Revisit after staff or ownership changes
New administrators, acquisitions, contractor exits, and rebrands often leave domain contacts and approval paths outdated. These are exactly the moments when a transfer becomes urgent and unexpectedly difficult. Confirm who owns access before you need it.
Revisit when DNS or hosting architecture changes
A shift to new fast web hosting, managed DNS, a CDN, or a new email provider changes the risk profile around a transfer. Even if the registrar move is straightforward, the attached services may no longer be. Update the tracker before any major infrastructure change.
Revisit before renewal season for important domains
If a critical domain is approaching expiration, do not wait until the final days to decide whether to transfer domain to new registrar. Review timing, renewal terms, and support paths early. Domain transfers are easiest when they are planned, not rushed.
Practical next steps
For your next transfer, create a one-page record with these fields: domain name, extension, current registrar, target registrar, unlock status, EPP code requested date, approval email verified, DNS export completed, nameservers recorded, fee noted, expiration date noted, transfer submitted date, completion date, and post-transfer checks passed. That single document is often the difference between a clean move and a confusing one.

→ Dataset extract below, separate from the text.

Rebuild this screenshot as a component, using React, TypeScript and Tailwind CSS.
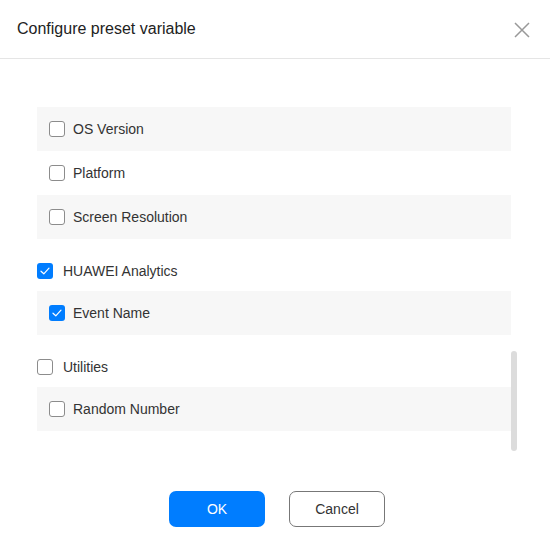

If you are still choosing a provider, compare registrar policies first and separate that decision from hosting. If hosting is also changing, plan it as a related but distinct project. A careful sequence—document, verify, transfer, confirm—will usually outperform a rushed all-at-once migration.
Used this way, a domain transfer checklist becomes more than a how-to article. It becomes a recurring operations tool for any team responsible for domains, DNS, and continuity.